╭─ Data records

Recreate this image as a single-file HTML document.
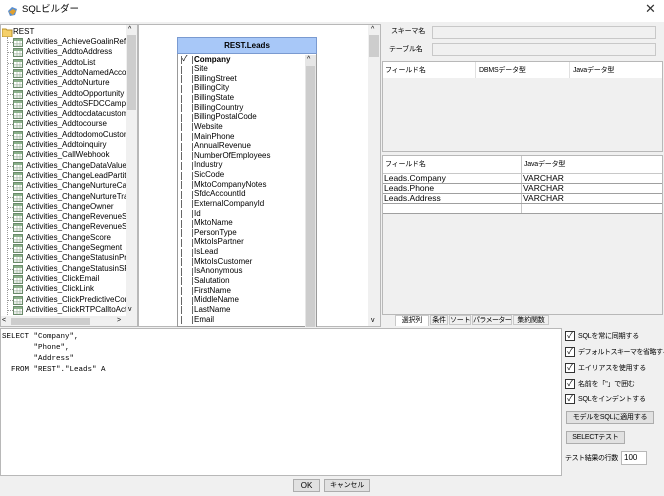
<!DOCTYPE html>
<html><head><meta charset="utf-8"><style>
*{margin:0;padding:0;box-sizing:border-box}
body{width:664px;height:496px;background:#f0f0f0;font-family:"Liberation Sans","Noto Sans CJK JP",sans-serif;font-size:8px;color:#000;position:relative;overflow:hidden}
.a{position:absolute}
.t{white-space:nowrap;line-height:10px}
.j{font-size:7px;letter-spacing:-0.2px}
.sbv{background:#f0f0f0}
.thumb{background:#cdcdcd}
.chk{width:10px;height:10px;border:1px solid #333;background:#fff;font-size:8px;line-height:8px;text-align:center}
.btn{background:#e1e1e1;border:1px solid #adadad;text-align:center;line-height:11px}
</style></head><body>
<div class="a" style="left:0;top:0;width:664px;height:22px;background:#fff"></div>
<svg class="a" style="left:6px;top:5px" width="12" height="12"><path d="M2 6 L6 2 L11 4 L9 10 L4 11Z" fill="#5a8fd0"/><path d="M3 7 L7 4 L10 6 L7 10Z" fill="#e0a030"/></svg>
<div class="a t" style="left:22px;top:5px;font-size:9.5px">SQLビルダー</div>
<div class="a t" style="left:645px;top:4px;font-size:13px;color:#333">✕</div>

<!-- left tree -->
<div class="a" style="left:0;top:24px;width:138px;height:303px;background:#fff;border:1px solid #b8b8b8"></div>
<div class="a sbv" style="left:126px;top:25px;width:11px;height:291px"></div>
<div class="a thumb" style="left:127px;top:35px;width:9px;height:75px"></div>
<div class="a t" style="left:128px;top:25px;font-size:7px">^</div>
<div class="a t" style="left:128px;top:305px;font-size:7px">v</div>
<div class="a sbv" style="left:1px;top:316px;width:136px;height:10px"></div>
<div class="a thumb" style="left:11px;top:318px;width:79px;height:7px"></div>
<div class="a t" style="left:2px;top:316px;font-size:7px">&lt;</div>
<div class="a t" style="left:117px;top:316px;font-size:7px">&gt;</div>
<div class="a" style="left:1px;top:25px;width:125px;height:291px;overflow:hidden">
<svg class="a" style="left:1px;top:3px" width="11" height="9"><path d="M0 1h4l1 1h5v7H0z" fill="#f5d06a" stroke="#b8902a"/></svg>
<div class="a t" style="left:12px;top:2px">REST</div>
<div class="a" style="left:6px;top:12px;width:0;height:290px;border-left:1px dotted #999"></div>
<div id="tree"></div>
</div>

<!-- middle -->
<div class="a" style="left:138px;top:24px;width:243px;height:303px;background:#fff;border:1px solid #b8b8b8"></div>
<div class="a sbv" style="left:368px;top:25px;width:12px;height:301px"></div>
<div class="a thumb" style="left:369px;top:35px;width:10px;height:22px"></div>
<div class="a t" style="left:371px;top:25px;font-size:7px">^</div>
<div class="a t" style="left:371px;top:316px;font-size:7px">v</div>
<div class="a" style="left:177px;top:37px;width:140px;height:290px;border:1px solid #999;background:#fff"></div>
<div class="a t" style="left:177px;top:37px;width:140px;height:17px;background:#a8c8f8;border:1px solid #7a9ad0;text-align:center;line-height:15px;font-weight:bold;font-size:8px">REST.Leads</div>
<div class="a sbv" style="left:305px;top:55px;width:11px;height:272px;background:#e6e6e6"></div>
<div class="a t" style="left:307px;top:55px;font-size:7px">^</div>
<div class="a thumb" style="left:306px;top:66px;width:9px;height:261px"></div>
<div class="a" style="left:178px;top:55px;width:127px;height:272px;overflow:hidden" id="cols"></div>

<!-- right -->
<div class="a t j" style="left:391px;top:27px">スキーマ名</div>
<div class="a" style="left:432px;top:26px;width:224px;height:13px;border:1px solid #c8c8c8;background:#f0f0f0"></div>
<div class="a t j" style="left:389px;top:45px">テーブル名</div>
<div class="a" style="left:432px;top:43px;width:224px;height:13px;border:1px solid #c8c8c8;background:#f0f0f0"></div>
<div class="a" style="left:382px;top:61px;width:281px;height:91px;border:1px solid #b8b8b8;background:#f0f0f0"></div>
<div class="a" style="left:383px;top:62px;width:279px;height:16px;background:#fff"></div>
<div class="a" style="left:475px;top:62px;height:16px;border-left:1px solid #e0e0e0"></div>
<div class="a" style="left:569px;top:62px;height:16px;border-left:1px solid #e0e0e0"></div>
<div class="a t j" style="left:385px;top:66px">フィールド名</div>
<div class="a t j" style="left:479px;top:66px">DBMSデータ型</div>
<div class="a t j" style="left:573px;top:66px">Javaデータ型</div>

<div class="a" style="left:382px;top:155px;width:281px;height:160px;border:1px solid #b8b8b8;background:#f0f0f0"></div>
<div class="a" style="left:383px;top:156px;width:279px;height:17px;background:#fff"></div>
<div class="a" style="left:383px;top:173px;width:279px;height:41px;background:#fff"></div>
<div class="a" style="left:521px;top:156px;height:58px;border-left:1px solid #c8c8c8"></div>
<div class="a" style="left:383px;top:183px;width:279px;border-top:1px solid #a0a0a0"></div>
<div class="a" style="left:383px;top:193px;width:279px;border-top:1px solid #a0a0a0"></div>
<div class="a" style="left:383px;top:203px;width:279px;border-top:1px solid #a0a0a0"></div>
<div class="a" style="left:383px;top:213px;width:279px;border-top:1px solid #a0a0a0"></div>
<div class="a" style="left:383px;top:173px;width:279px;border-top:1px solid #c8c8c8"></div>
<div class="a t j" style="left:385px;top:160px">フィールド名</div>
<div class="a t j" style="left:524px;top:160px">Javaデータ型</div>
<div class="a t" style="left:384px;top:173px;font-size:8.5px">Leads.Company</div>
<div class="a t" style="left:523px;top:173px;font-size:8.5px">VARCHAR</div>
<div class="a t" style="left:384px;top:183px;font-size:8.5px">Leads.Phone</div>
<div class="a t" style="left:523px;top:183px;font-size:8.5px">VARCHAR</div>
<div class="a t" style="left:384px;top:193px;font-size:8.5px">Leads.Address</div>
<div class="a t" style="left:523px;top:193px;font-size:8.5px">VARCHAR</div>

<!-- tabs -->
<div class="a t j" style="left:395px;top:315px;width:34px;height:11px;background:#fff;border:1px solid #c8c8c8;border-bottom:none;text-align:center">選択列</div>
<div class="a t j" style="left:430px;top:315px;width:18px;height:10px;border:1px solid #c8c8c8;text-align:center">条件</div>
<div class="a t j" style="left:449px;top:315px;width:22px;height:10px;border:1px solid #c8c8c8;text-align:center">ソート</div>
<div class="a t j" style="left:472px;top:315px;width:40px;height:10px;border:1px solid #c8c8c8;text-align:center;letter-spacing:-0.6px">パラメーター</div>
<div class="a t j" style="left:513px;top:315px;width:36px;height:10px;border:1px solid #c8c8c8;text-align:center">集約関数</div>

<!-- sql -->
<div class="a" style="left:0;top:328px;width:562px;height:148px;background:#fff;border:1px solid #b8b8b8"></div>
<pre class="a" style="left:2px;top:332px;font-family:'Liberation Mono',monospace;font-size:7.5px;line-height:11px">SELECT "Company",
       "Phone",
       "Address"
  FROM "REST"."Leads" A</pre>

<!-- options -->
<div class="a chk" style="left:565px;top:331px">✓</div><div class="a t j" style="left:578px;top:332px">SQLを常に同期する</div>
<div class="a chk" style="left:565px;top:347px">✓</div><div class="a t j" style="left:578px;top:348px;letter-spacing:-0.5px">デフォルトスキーマを省略する</div>
<div class="a chk" style="left:565px;top:363px">✓</div><div class="a t j" style="left:578px;top:364px">エイリアスを使用する</div>
<div class="a chk" style="left:565px;top:379px">✓</div><div class="a t j" style="left:578px;top:380px">名前を「"」で囲む</div>
<div class="a chk" style="left:565px;top:394px">✓</div><div class="a t j" style="left:578px;top:395px">SQLをインデントする</div>
<div class="a btn t j" style="left:566px;top:411px;width:88px;height:13px">モデルをSQLに適用する</div>
<div class="a btn t j" style="left:566px;top:431px;width:59px;height:13px">SELECTテスト</div>
<div class="a t j" style="left:565px;top:454px;letter-spacing:-0.4px">テスト結果の行数</div>
<div class="a t" style="left:621px;top:451px;width:26px;height:14px;background:#fff;border:1px solid #b8b8b8;line-height:12px;padding-left:2px">100</div>

<div class="a btn t" style="left:293px;top:479px;width:27px;height:13px">OK</div>
<div class="a btn t j" style="left:324px;top:479px;width:46px;height:13px">キャンセル</div>

<script>
var items=["AchieveGoalinRefer","AddtoAddress","AddtoList","AddtoNamedAccoun","AddtoNurture","AddtoOpportunity","AddtoSFDCCampaig","Addtocdatacustom2","Addtocourse","AddtodomoCustomO","Addtoinquiry","CallWebhook","ChangeDataValue","ChangeLeadPartition","ChangeNurtureCade","ChangeNurtureTrack","ChangeOwner","ChangeRevenueStag","ChangeRevenueStag","ChangeScore","ChangeSegment","ChangeStatusinProg","ChangeStatusinSFD","ClickEmail","ClickLink","ClickPredictiveConte","ClickRTPCalltoActic","VisitSalesPage"];
var h="";items.forEach(function(s,i){var y=12+i*10.3;
h+='<div class="a" style="left:7px;top:'+(y+5)+'px;width:5px;border-top:1px dotted #999"></div>';
h+='<svg class="a" style="left:12px;top:'+(y+1)+'px" width="10" height="9"><rect x="0.5" y="0.5" width="9" height="8" fill="#fff" stroke="#6a8a6a"/><rect x="1" y="1" width="8" height="2" fill="#8ab08a"/><path d="M1 5.5h8M1 7h8M4 3v5M7 3v5" stroke="#9ab09a" stroke-width="0.6"/></svg>';
h+='<div class="a t" style="left:25px;top:'+y+'px">Activities_'+s+'</div>';});
document.getElementById("tree").innerHTML=h;
var cols=["Company","Site","BillingStreet","BillingCity","BillingState","BillingCountry","BillingPostalCode","Website","MainPhone","AnnualRevenue","NumberOfEmployees","Industry","SicCode","MktoCompanyNotes","SfdcAccountId","ExternalCompanyId","Id","MktoName","PersonType","MktoIsPartner","IsLead","MktoIsCustomer","IsAnonymous","Salutation","FirstName","MiddleName","LastName","Email"];
h="";cols.forEach(function(s,i){var y=i*9.63;
h+='<div class="a" style="left:3px;top:'+(y+1)+'px;height:8px;border-left:1px solid #666"></div>';
h+='<div class="a" style="left:14px;top:'+(y+1)+'px;height:8px;border-left:1px solid #666"></div>';
if(i==0)h+='<div class="a t" style="left:4px;top:'+(y-1)+'px;font-size:8px">✓</div>';
h+='<div class="a t" style="left:16px;top:'+(y-0.5)+'px;'+(i==0?'font-weight:bold':'')+'">'+s+'</div>';});
document.getElementById("cols").innerHTML=h;
</script>
</body></html>
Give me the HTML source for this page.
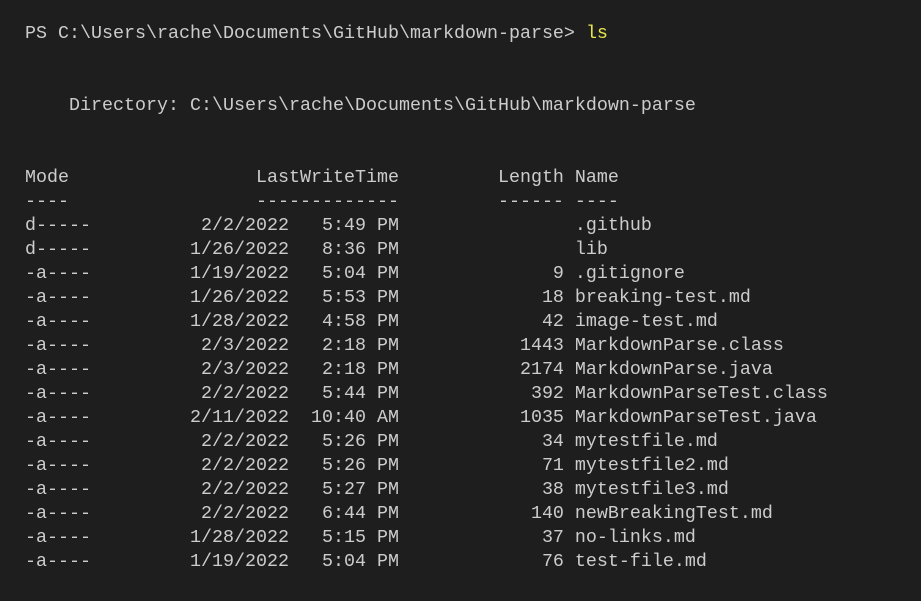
<!DOCTYPE html>
<html><head><meta charset="utf-8"><style>
html,body{margin:0;padding:0;background:#1e1e1e;width:921px;height:601px;overflow:hidden}
pre{margin:0;position:absolute;left:25px;top:22px;font-family:"Liberation Mono",monospace;font-size:18.33px;line-height:24px;color:#cccccc}
.y{color:#e5e550}
</style></head><body><pre>PS C:\Users\rache\Documents\GitHub\markdown-parse&gt; <span class="y">ls</span>


    Directory: C:\Users\rache\Documents\GitHub\markdown-parse


Mode                 LastWriteTime         Length Name
----                 -------------         ------ ----
d-----          2/2/2022   5:49 PM                .github
d-----         1/26/2022   8:36 PM                lib
-a----         1/19/2022   5:04 PM              9 .gitignore
-a----         1/26/2022   5:53 PM             18 breaking-test.md
-a----         1/28/2022   4:58 PM             42 image-test.md
-a----          2/3/2022   2:18 PM           1443 MarkdownParse.class
-a----          2/3/2022   2:18 PM           2174 MarkdownParse.java
-a----          2/2/2022   5:44 PM            392 MarkdownParseTest.class
-a----         2/11/2022  10:40 AM           1035 MarkdownParseTest.java
-a----          2/2/2022   5:26 PM             34 mytestfile.md
-a----          2/2/2022   5:26 PM             71 mytestfile2.md
-a----          2/2/2022   5:27 PM             38 mytestfile3.md
-a----          2/2/2022   6:44 PM            140 newBreakingTest.md
-a----         1/28/2022   5:15 PM             37 no-links.md
-a----         1/19/2022   5:04 PM             76 test-file.md
</pre></body></html>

╰─

Directive :: Check each line above for the word "image" and give the number of lines that have it, nothing else.

Task solution :: 2